Current 93 Interview with Wire:
It's getting late and Tibet sees me to the door. Outside silence reigns in the moonlit street. "What permeates life completely, I believe, is The Inmost Light," Tibet concludes. "The secret glory, this is whatever you want to call it, the presence of Christ in everything. It is there and if we don't find it before we die then we're doomed. We must find it, we must, it's the only thing we're made for, to try and get even just a glimpse of the glory that lies behind everything that's hidden from us. The world seems to be disappointing and full of suffering, because we just can't see what's shining behind it all. And it's the only thing which is important. Although there is that incredible transcendence at the same time - although that is a reason for great joy and a feeling that there is something, there is more that just this - at the same time if we miss the chance to get it, that's it: we don't get second chances."


Wednesday, November 12, 2008

some stuff i'm listening to

I'm listening to -

Steve Roach - A Deeper Silence
ambient music pushed to its 1-track, 74-minute sometimes inaudible, environmental and immersive conclusion.

Keith Canisius - Ferris Wheel Makeout
what a great title for a shoegaze album! this is the guy from denmarkian shoegaze band Rumskib, and this album is pretty rad. Jonas Munk from Manual did some production on it apparently. and it's. totally. legit.

Low - Trust
alan sparhawk is pretty rad. so much space. so much meaning packed into every word, the phrases becoming more and more rife with deep (and multiple) meanings with every repetition.

Glen Campbell - The Moon's A Harsh Mistress
What an amazing song. Jimmy Webb should be named an American cultural treasure. His songs are SO legit. I read that he became a Christian (or more passionate about his relationship with Christ) a while ago, and I'd like to hear the songs that came out of that. His stuff has such a depth of sadness, the soundtrack to lives lived in the heartland of America - sunsets, fields of wheat, lonely truck drivers, threadbare apartments, warm nights on the porch with friends and cheap beer, lost dreams, the smell of stale cigarette smoke in a dead-end bar, country music bleeding from the AM radio in the fading hours of a late afternoon...
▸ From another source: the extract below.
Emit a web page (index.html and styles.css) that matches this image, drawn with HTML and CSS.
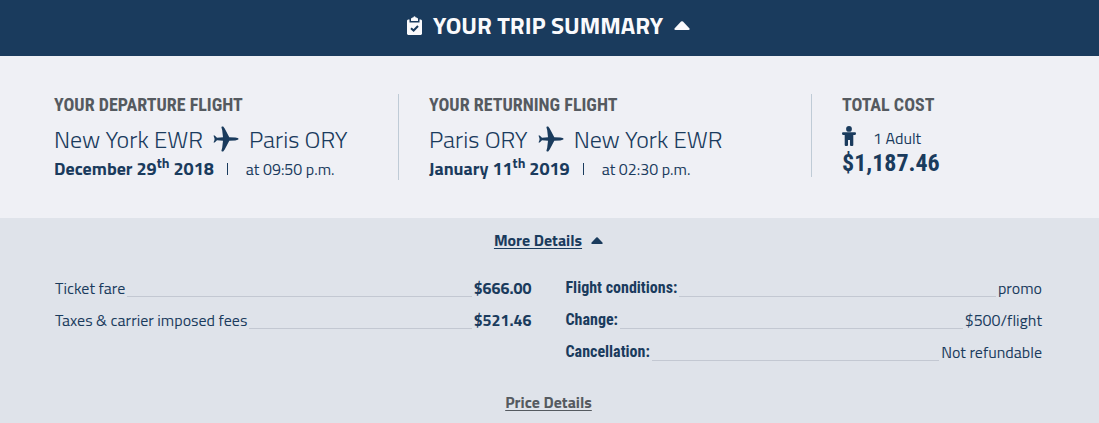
FILE: index.html
```html
<!DOCTYPE html>
<html lang="en">
<head>
<meta charset="utf-8">
<meta name="viewport" content="width=device-width, initial-scale=1">
<title>Your trip summary</title>
<link rel="stylesheet" href="styles.css">
</head>
<body>
<svg class="symbols" aria-hidden="true">
  <symbol id="plane" viewBox="0 0 26 26">
    <path d="M.5 9.500h1.200l2.300 2.300 6-.5-.8-7L8.400 1.200 8.900.5h1.300l1.500 2L16.300 11.300l6 .3q3 .4 3.500 1.400-.5 1-3.500 1.400l-6 .3-4.600 8.800-1.500 2H8.900l-.5-.7.8-3.100.8-7-6-.5-2.300 2.300H.5l1-2.500v-1.400z"/>
  </symbol>
  <symbol id="caret" viewBox="0 0 16 9">
    <path d="M7 .6Q8-.3 9 .6l6.500 7Q16 9 14.500 9h-13Q0 9 .5 7.600z"/>
  </symbol>
</svg>
<header>
  <button class="banner" type="button" aria-expanded="true">
    <svg class="clipboard" viewBox="0 0 15 19" aria-hidden="true">
      <path class="fill" d="M0 4.500 1 3.500H2.500V6.500H12.500V3.500H14L15 4.500V18L14 19H1L0 18z"/>
      <path class="fill" d="M4 5V2.500L5.500 1.500H6.200Q7.500-1.200 8.800 1.500H9.500L11 2.500V5z"/>
      <path class="check" d="M4 12.200 6.600 14.500 11 10"/>
    </svg>
    <span>YOUR TRIP SUMMARY</span>
    <svg class="caret" aria-hidden="true"><use href="#caret"/></svg>
  </button>
</header>
<main>
  <div class="summary">
    <section class="flight">
      <h2>YOUR DEPARTURE FLIGHT</h2>
      <p class="route">New York EWR <svg class="plane" role="img" aria-label="to"><use href="#plane"/></svg> Paris ORY</p>
      <p class="when"><strong>December 29<sup>th</sup> 2018</strong><span class="bar"></span><span class="time">at 09:50 p.m.</span></p>
    </section>
    <section class="flight">
      <h2>YOUR RETURNING FLIGHT</h2>
      <p class="route">Paris ORY <svg class="plane" role="img" aria-label="to"><use href="#plane"/></svg> New York EWR</p>
      <p class="when"><strong>January 11<sup>th</sup> 2019</strong><span class="bar"></span><span class="time">at 02:30 p.m.</span></p>
    </section>
    <section class="cost">
      <h2>TOTAL COST</h2>
      <p class="people">
        <svg class="person" viewBox="0 0 14 20" aria-hidden="true"><circle cx="7" cy="2.900" r="2.900"/><path d="M1 6.300h12q1 0 1 1.300t-1 1.300h-1.700V19q0 1-1 1H9q-1 0-1-1v-5H6v5q0 1-1 1H3.700q-1 0-1-1V8.900H1q-1 0-1-1.300t1-1.300z"/></svg>
        1 Adult
      </p>
      <p class="total">$1,187.46</p>
    </section>
  </div>
  <div class="details">
    <button class="toggle" type="button" aria-expanded="true"><span>More Details</span><svg class="caret small" aria-hidden="true"><use href="#caret"/></svg></button>
    <div class="lists">
      <dl class="fares">
        <div class="row"><dt>Ticket fare</dt><dd>$666.00</dd></div>
        <div class="row"><dt>Taxes &amp; carrier imposed fees</dt><dd>$521.46</dd></div>
      </dl>
      <dl class="terms">
        <div class="row"><dt>Flight conditions:</dt><dd>promo</dd></div>
        <div class="row"><dt>Change:</dt><dd>$500/flight</dd></div>
        <div class="row"><dt>Cancellation:</dt><dd>Not refundable</dd></div>
      </dl>
    </div>
    <a class="price" href="#price">Price Details</a>
  </div>
</main>
</body>
</html>
```
FILE: styles.css
```css
* { box-sizing: border-box; }
body {
  margin: 0;
  background: #dfe3ea;
  color: #1a3b5d;
  font-family: "Titillium Web", Roboto, "Noto Sans", sans-serif;
  font-size: 16px;
  line-height: 24px;
}
h2, p, dl, dd { margin: 0; }
button { border: 0; color: inherit; font: inherit; cursor: pointer; }
svg { fill: currentColor; }
.symbols { position: absolute; width: 0; height: 0; }
.banner {
  display: flex;
  align-items: center;
  justify-content: center;
  gap: 11px;
  width: 100%;
  height: 56px;
  padding: 0 2px 6px 0;
  background: #1a3b5d;
  color: #fafafc;
  font-size: 24px;
  font-weight: 700;
}
.clipboard { width: 15px; height: 19px; }
.clipboard .fill { stroke: #1a3b5d; stroke-width: 1; paint-order: stroke; }
.clipboard .check { fill: none; stroke: #1a3b5d; stroke-width: 2; }
.caret { width: 16px; height: 9px; }
.summary {
  display: grid;
  grid-template-columns: 345fr 413fr 257fr;
  align-items: start;
  padding: 38px 30px 38px 54px;
  background: #eff0f5;
}
.flight { height: 86px; border-right: 1px solid #bfcbd6; }
.flight + .flight, .cost { padding-left: 30px; }
.flight + .flight { height: 83px; }
h2 {
  color: #555a60;
  font-family: "Roboto Condensed", Roboto, sans-serif;
  font-size: 18px;
  font-weight: 700;
  line-height: 22px;
}
.route {
  display: flex;
  align-items: center;
  gap: 10px;
  margin-top: 5px;
  font-size: 24px;
  font-weight: 300;
  line-height: 36px;
}
.plane { width: 26px; height: 26px; }
.when { display: flex; align-items: center; }
.when strong { font-size: 18px; }
sup { font-size: 14px; line-height: 0; }
.bar { width: 1px; height: 12px; margin: 0 18px 0 13px; background: currentColor; }
.people { display: flex; align-items: center; gap: 17px; margin-top: 10px; }
.person { width: 14px; height: 20px; margin-bottom: 4px; }
.total {
  font-family: "Roboto Condensed", Roboto, sans-serif;
  font-size: 24px;
  font-weight: 700;
  line-height: 26px;
}
.details {
  display: flex;
  flex-direction: column;
  align-items: center;
  padding: 10px 57px 9px 55px;
}
.toggle {
  display: flex;
  align-items: center;
  gap: 9px;
  padding: 0;
  background: none;
  font-weight: 700;
}
.toggle span, .price { text-decoration: underline; text-underline-offset: 2px; }
.small { width: 12px; height: 7px; }
.lists {
  display: grid;
  grid-template-columns: 1fr 1fr;
  gap: 34px;
  width: 100%;
  margin-top: 20px;
}
.row { display: flex; gap: 2px; height: 32px; line-height: 32px; }
.row::after { content: ""; order: 1; flex: 1; height: 24px; border-bottom: 1px solid #c3c8d2; }
.row dd { order: 2; }
.fares dd { font-weight: 700; }
.terms dt { font-family: "Roboto Condensed", Roboto, sans-serif; font-weight: 700; }
.price { margin-top: 22px; color: #555a60; font-weight: 700; }
```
Tuesday, November 11, 2008

Three Reflections on Nostalgia

Natsukashii is a hard to translate Japanese adjective, referring to nostalgia for the past - but not simply the past, but soemtimes referring to an idealized past that never really was...

From an interview with the Canadian comic artist Seth:
Am I nostalgic? Can you feel nostalgic for an era you never lived in? I am interested in the time before I was born, but I feel the most nostalgia for the era of my own childhood. The 1960’s and early 70’s was the last vestige of that old world… elements of it were still hanging around everywhere. I didn’t think about it much as a child, but now I realize those old businesses and products and movies etc. that were lingering into the time of my childhood left a deep impression on me. All that stuff seems very sad to me. I’m not really a nostalgic type so much as a melancholic. I spend a lot of time alone, and most of it is spent in a fog of self-pitying melancholy. It sounds pathetic, but it is so true.

When there is no hope for a future (or for any world beyond this current one, dominated as it is by the inexorability of decay and the merciless march of time), many must turn to an idealized past - sometimes quite conscious of the artificiality of this constructed view of the past - to find some semblance of safety, of home, and, I would even argue, of the Eternal we are built for.

Glen Campbell sings "Southern Nights", inflected as it with a sweet kind of sadness.
Glen Campbell is so wonderful.

Monday, November 10, 2008

Oh, Zizek, you crazy diamond!

I watched a documentary on Slavoj Zizek, the rather flamboyant and controversial philosopher-literary critic-academic. He's honestly laugh out loud funny. Anyway, here's a quote I stole from James K.A. Smith's blog (http://forsclavigera.blogspot.com/), as he in turn quotes Zizek, speaking of traditional marriage as a dynamically counter-cultural commitment:
What if, in our postmodern world of ordained transgression, in which the marital commitment is perceived as ridiculously out of time, those who cling to it are the true subversives? What if, today, straight marriage is 'the most dark and daring of all transgressions?'" - Zizek, "The Thrilling Romance of Orthodoxy," in Theology and the Political: The New Debate

A praise of traditional marriage by Slavoj Zizek, self-proclaimed Lacanian-Marxist, and an academic known as "the wild man of theory" (!)

Speaking of which, I kinda think that Lacan is ridiculous. There is a scene in the movie where Zizek is watching Lacan extolling his philosophy on French television, and Zizek talks about how phony the whole thing is (the form of Lacan's lecture, that is, not the actual content thereof). It is interesting that Zizek calls himself a Lacanian and yet offers constructive critique of Lacan - I think it is quite sensible that he feels free to critique Lacan and remain within a Lacanian framework. I sensed some sort of tentative binary being hinted at, wherein Derrida and Lacan are seen as two opposing camps within post-structuralism. Seems kind of funny, especially given post-structuralism's professed deep aversion and violent deconstruction of "Western" binaries.